By Michael Groh
Which of the following statements best describes your firm's relationship with your customer base?
1. I depend on my customer to help me achieve my personal and corporate financial goals.
2. My customer depends on me and my firm to help them effectively manage their pavement assets.
If statement #1 characterizes your approach in the pavement maintenance industry there is no reason to continue to read this article. I would suggest that you use your time to explore alternate careers as your current business model is seriously flawed for long-term success.

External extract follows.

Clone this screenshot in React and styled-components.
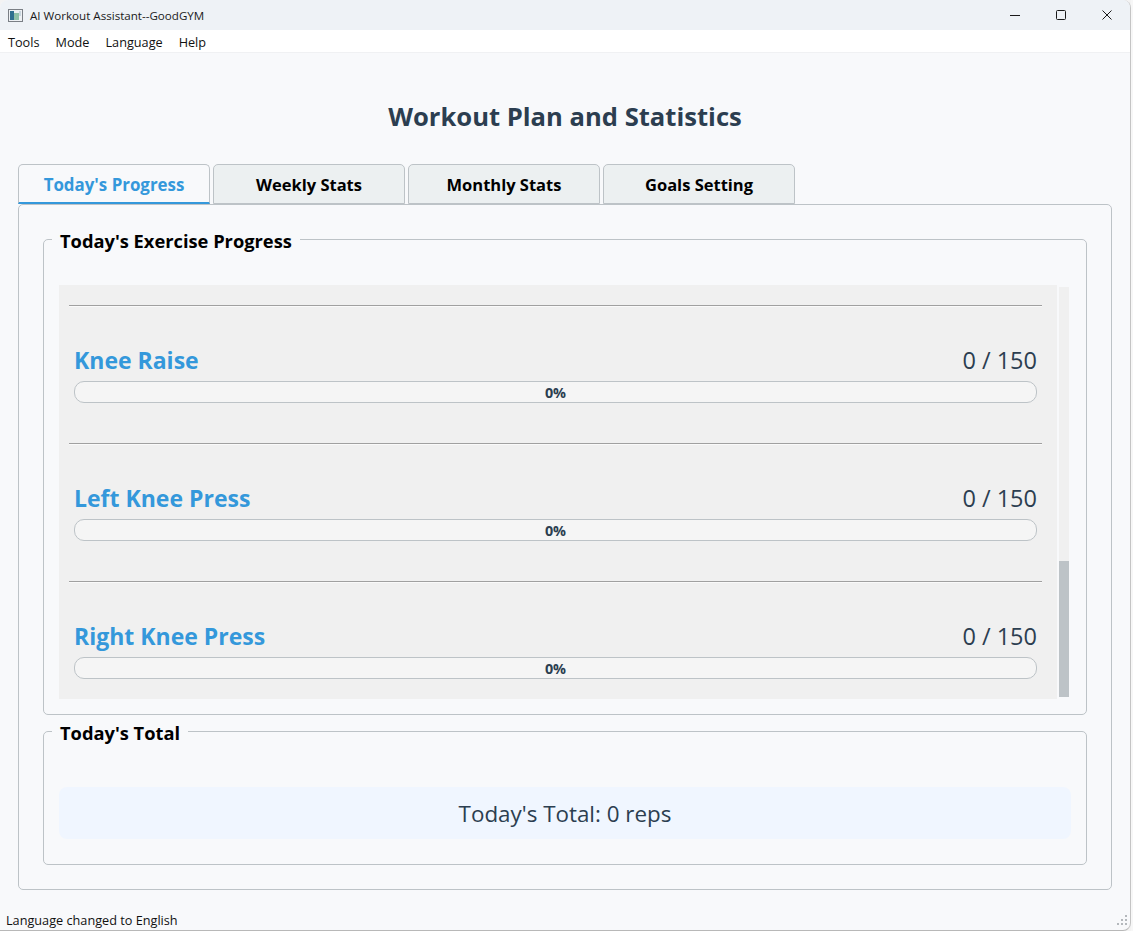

Agreement with statement #2 indicates that you and your firm are committed to developing and maintaining a long-term relationship with your customer base. One way to develop an interdependent relationship with your clients is to offer them a new approach to managing their pavement needs. Over the last three decades I have had the opportunity to work with a variety of facility and property managers throughout the United States and I continue to be amazed at how often maintaining this important property asset is often overlooked. Pavement maintenance is frequently a low priority that is woefully underfunded.
Here's a common situation I am sure you have encountered: A property manager gets a call regarding a pothole in the third aisle of the south parking lot. She contacts the maintenance personnel to place a barricade over the pothole to keep people from being injured or damaging their car. The barricade becomes a semi-permanent fixture in the south lot until someone has time to place temporary patch material in the hole. So often the approach is to apply a short-term "fix" that does not address the causes of the failure. After all, "it is just a parking lot" seems to be the sentiments of many property owners.

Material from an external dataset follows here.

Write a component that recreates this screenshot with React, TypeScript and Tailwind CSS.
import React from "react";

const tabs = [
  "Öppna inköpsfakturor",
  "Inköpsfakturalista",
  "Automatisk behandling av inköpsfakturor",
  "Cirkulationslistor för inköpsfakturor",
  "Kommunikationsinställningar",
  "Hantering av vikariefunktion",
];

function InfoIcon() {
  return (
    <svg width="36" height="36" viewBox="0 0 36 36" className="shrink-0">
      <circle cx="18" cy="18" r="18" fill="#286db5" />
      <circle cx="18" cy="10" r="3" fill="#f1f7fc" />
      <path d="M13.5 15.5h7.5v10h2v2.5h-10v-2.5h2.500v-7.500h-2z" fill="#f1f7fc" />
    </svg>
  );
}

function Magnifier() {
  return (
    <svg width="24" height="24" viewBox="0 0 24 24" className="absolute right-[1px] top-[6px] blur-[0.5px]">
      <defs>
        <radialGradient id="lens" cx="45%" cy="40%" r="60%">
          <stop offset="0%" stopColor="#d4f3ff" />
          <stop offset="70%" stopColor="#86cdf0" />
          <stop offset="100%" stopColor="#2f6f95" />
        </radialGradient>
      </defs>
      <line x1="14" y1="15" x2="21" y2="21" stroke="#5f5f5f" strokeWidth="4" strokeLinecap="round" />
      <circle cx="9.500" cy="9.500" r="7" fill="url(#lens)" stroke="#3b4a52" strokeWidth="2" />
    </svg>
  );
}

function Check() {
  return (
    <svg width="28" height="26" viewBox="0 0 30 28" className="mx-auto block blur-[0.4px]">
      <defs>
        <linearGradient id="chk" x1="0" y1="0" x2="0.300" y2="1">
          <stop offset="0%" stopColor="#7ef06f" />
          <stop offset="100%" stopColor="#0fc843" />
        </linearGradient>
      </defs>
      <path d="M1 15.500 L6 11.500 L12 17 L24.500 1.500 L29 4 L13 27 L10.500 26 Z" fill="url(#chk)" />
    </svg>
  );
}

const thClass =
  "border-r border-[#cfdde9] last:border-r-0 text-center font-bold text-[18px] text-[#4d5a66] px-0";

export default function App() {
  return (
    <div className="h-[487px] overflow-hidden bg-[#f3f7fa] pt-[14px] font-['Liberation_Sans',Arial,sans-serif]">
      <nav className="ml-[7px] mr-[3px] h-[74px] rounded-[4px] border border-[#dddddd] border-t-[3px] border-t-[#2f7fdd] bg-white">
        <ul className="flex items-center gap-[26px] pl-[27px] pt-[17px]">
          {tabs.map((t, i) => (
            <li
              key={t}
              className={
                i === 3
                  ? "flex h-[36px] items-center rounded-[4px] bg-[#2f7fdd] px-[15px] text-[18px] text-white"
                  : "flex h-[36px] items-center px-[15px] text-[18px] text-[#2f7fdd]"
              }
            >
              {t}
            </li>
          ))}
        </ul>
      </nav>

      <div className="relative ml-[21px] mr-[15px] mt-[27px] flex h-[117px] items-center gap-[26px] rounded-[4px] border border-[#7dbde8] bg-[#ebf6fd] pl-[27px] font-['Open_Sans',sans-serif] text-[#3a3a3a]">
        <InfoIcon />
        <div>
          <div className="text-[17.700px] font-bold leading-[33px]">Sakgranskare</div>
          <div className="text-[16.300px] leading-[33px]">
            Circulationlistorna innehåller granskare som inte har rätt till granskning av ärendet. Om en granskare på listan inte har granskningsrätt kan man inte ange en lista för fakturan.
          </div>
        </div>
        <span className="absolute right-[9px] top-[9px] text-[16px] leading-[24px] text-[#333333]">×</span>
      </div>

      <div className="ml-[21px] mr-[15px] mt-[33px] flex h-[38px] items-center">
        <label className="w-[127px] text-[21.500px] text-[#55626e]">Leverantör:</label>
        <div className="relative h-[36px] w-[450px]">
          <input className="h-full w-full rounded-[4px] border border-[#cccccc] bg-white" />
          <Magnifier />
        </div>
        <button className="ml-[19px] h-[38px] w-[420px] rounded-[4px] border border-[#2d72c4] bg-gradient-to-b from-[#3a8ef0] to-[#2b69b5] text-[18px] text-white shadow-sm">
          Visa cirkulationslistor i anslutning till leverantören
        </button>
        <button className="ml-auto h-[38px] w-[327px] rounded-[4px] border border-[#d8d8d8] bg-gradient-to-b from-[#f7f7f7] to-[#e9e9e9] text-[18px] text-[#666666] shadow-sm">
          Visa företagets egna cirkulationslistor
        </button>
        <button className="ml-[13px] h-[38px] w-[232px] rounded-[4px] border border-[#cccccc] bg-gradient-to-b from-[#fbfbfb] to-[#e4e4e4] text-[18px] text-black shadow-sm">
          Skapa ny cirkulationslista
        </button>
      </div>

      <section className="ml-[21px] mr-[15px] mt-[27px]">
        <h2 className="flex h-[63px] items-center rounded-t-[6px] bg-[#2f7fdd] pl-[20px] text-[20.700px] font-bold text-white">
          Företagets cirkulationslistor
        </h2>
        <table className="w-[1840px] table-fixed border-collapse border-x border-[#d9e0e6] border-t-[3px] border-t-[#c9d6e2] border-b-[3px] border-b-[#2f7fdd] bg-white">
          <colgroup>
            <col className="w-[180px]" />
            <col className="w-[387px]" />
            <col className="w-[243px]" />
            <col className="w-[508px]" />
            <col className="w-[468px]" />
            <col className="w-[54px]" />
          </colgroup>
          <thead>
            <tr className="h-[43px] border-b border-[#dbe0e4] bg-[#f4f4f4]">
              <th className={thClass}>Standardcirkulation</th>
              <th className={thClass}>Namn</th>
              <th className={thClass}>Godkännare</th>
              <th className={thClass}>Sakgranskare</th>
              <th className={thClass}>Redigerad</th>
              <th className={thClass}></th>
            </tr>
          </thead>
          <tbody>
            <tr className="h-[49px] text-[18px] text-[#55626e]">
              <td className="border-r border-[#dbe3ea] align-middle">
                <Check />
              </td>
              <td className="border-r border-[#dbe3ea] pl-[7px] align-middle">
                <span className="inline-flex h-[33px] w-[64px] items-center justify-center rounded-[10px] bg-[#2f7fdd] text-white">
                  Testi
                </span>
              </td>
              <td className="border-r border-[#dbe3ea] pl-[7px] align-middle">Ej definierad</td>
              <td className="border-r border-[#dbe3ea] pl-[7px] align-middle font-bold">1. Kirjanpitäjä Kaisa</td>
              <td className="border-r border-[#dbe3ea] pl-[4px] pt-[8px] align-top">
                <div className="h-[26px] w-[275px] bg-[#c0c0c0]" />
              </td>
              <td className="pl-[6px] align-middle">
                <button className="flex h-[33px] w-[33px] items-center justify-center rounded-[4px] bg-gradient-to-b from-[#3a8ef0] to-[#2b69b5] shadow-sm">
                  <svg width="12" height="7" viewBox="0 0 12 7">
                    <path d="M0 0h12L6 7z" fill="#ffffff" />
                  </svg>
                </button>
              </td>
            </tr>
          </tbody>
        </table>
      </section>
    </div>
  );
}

This scenario is certainly oversimplified, but unfortunately maintaining a parking lot in a proactive fashion is more the exception than the rule. When potholes begin to interconnect and the lot starts to look like a strip mining operation, it is often only then that budgets are submitted for repair of the pavement.
There are many reasons why maintaining a parking lot is not a priority. I've found that the primary reason is that managers often are not aware of the true value of their pavement asset. It is not uncommon that the replacement value of a hot mix asphalt parking lot can have a value in excess of $1 million based on a typical cost to install a parking stall with hot mix asphalt at $1,500 - $2,000 per stall.
The value of this asset is such that if the maintenance is overlooked for an extended period of time, the cost to replace it is often prohibitive in financial terms and the amount of "downtime" required to replace the lot is usually substantial. The property manager is then faced with using a "band-aid" approach that only exacerbates the problem. A "band-aided lot" is probably not the best first impression a company wants its customers and employees to have.
A potential solution to this reoccurring problem is to work with your client to develop an inventory of the current conditions and a long-term strategy to manage the pavement. This process is commonly referred to as a Pavement Management Program.
There are numerous interpretations of what elements comprise a Pavement Management Program (PMP). The earlier a PMP is begun, the greater the benefits the owner will experience. The key activities that comprise a PMP are:
- Pavement inventory/assessment
- Plans and specifications
- Tracking of maintenance and rehabilitation activities
In order to properly execute a cost-effective management program for pavements, it is important to have a comprehensive inventory of the facility's pavements. Prior to the fieldwork, the pavement area should be categorized into various sections by type of use, location, or condition. These various sections allow for more detail to be noted and will assist in the budgeting process.